--- start of Supplied material ---

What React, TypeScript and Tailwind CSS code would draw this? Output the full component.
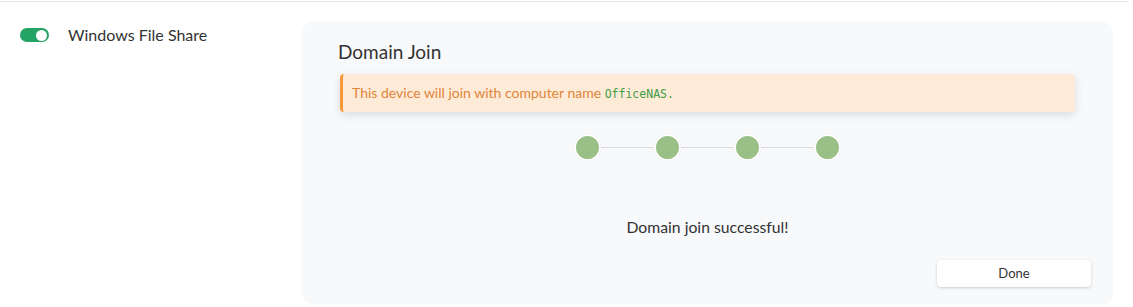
import React from "react";

function Step() {
  return (
    <div className="w-[27px] h-[27px] rounded-full bg-[#9bc087] border-2 border-white shadow-[0_0_1px_rgba(0,0,0,0.15)]" />
  );
}

export default function App() {
  const steps = [0, 1, 2, 3];
  return (
    <div className="w-[1133px] h-[307px] bg-white font-['Lato',sans-serif] text-[#333]">
      <div className="w-[1129px] mt-px border-t border-[#e9e9eb] flex">
        {/* left column */}
        <div className="w-[302px] shrink-0 pl-5 pt-[24px] flex items-start gap-[19px]">
          <div className="mt-[2px] w-[29px] h-[14px] rounded-full bg-[#24a464] flex items-center justify-end pr-[2px]">
            <div className="w-[11px] h-[11px] rounded-full bg-white" />
          </div>
          <span className="text-[16px] leading-[18px]">Windows File Share</span>
        </div>

        {/* panel */}
        <div className="w-[811px] h-[282px] mt-5 rounded-[10px] bg-[#f8f9fb] px-[38px] pt-[18px] flex flex-col">
          <h2 className="text-[19px] leading-6 text-[#333] -ml-[2px]">Domain Join</h2>

          <div className="mt-[10px] h-[38px] rounded-[4px] border-l-[3px] border-[#f7993a] bg-[#feebd7] shadow-[0_3px_8px_rgba(0,0,0,0.12)] flex items-center pl-[9px] text-[14px] text-[#e0853a]">
            <span>
              This device will join with computer name{" "}
              <code className="font-['DejaVu_Sans_Mono',monospace] text-[11.5px] text-[#3f9b45]">OfficeNAS.</code>
            </span>
          </div>

          <div className="mt-[22px] flex items-center justify-center">
            {steps.map((s, i) => (
              <div key={s} className="flex items-center">
                {i > 0 && <div className="w-[53px] h-px bg-[#dcdcdf]" />}
                <Step />
              </div>
            ))}
          </div>

          <p className="mt-[56px] text-center text-[15.75px] leading-5 text-[#333]">Domain join successful!</p>

          <div className="mt-[23px] flex justify-end -mr-[16px]">
            <button className="w-[154px] h-[27px] rounded-[4px] bg-white shadow-[0_1px_3px_rgba(0,0,0,0.18)] text-[13px] text-[#333]">
              Done
            </button>
          </div>
        </div>
      </div>
    </div>
  );
}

--- end of Supplied material ---

■ What you are asked to do: For each line above that contains the word "code", copy that line.

■ Solved problem:
What React, TypeScript and Tailwind CSS code would draw this? Output the full component.
              <code className="font-['DejaVu_Sans_Mono',monospace] text-[11.5px] text-[#3f9b45]">OfficeNAS.</code>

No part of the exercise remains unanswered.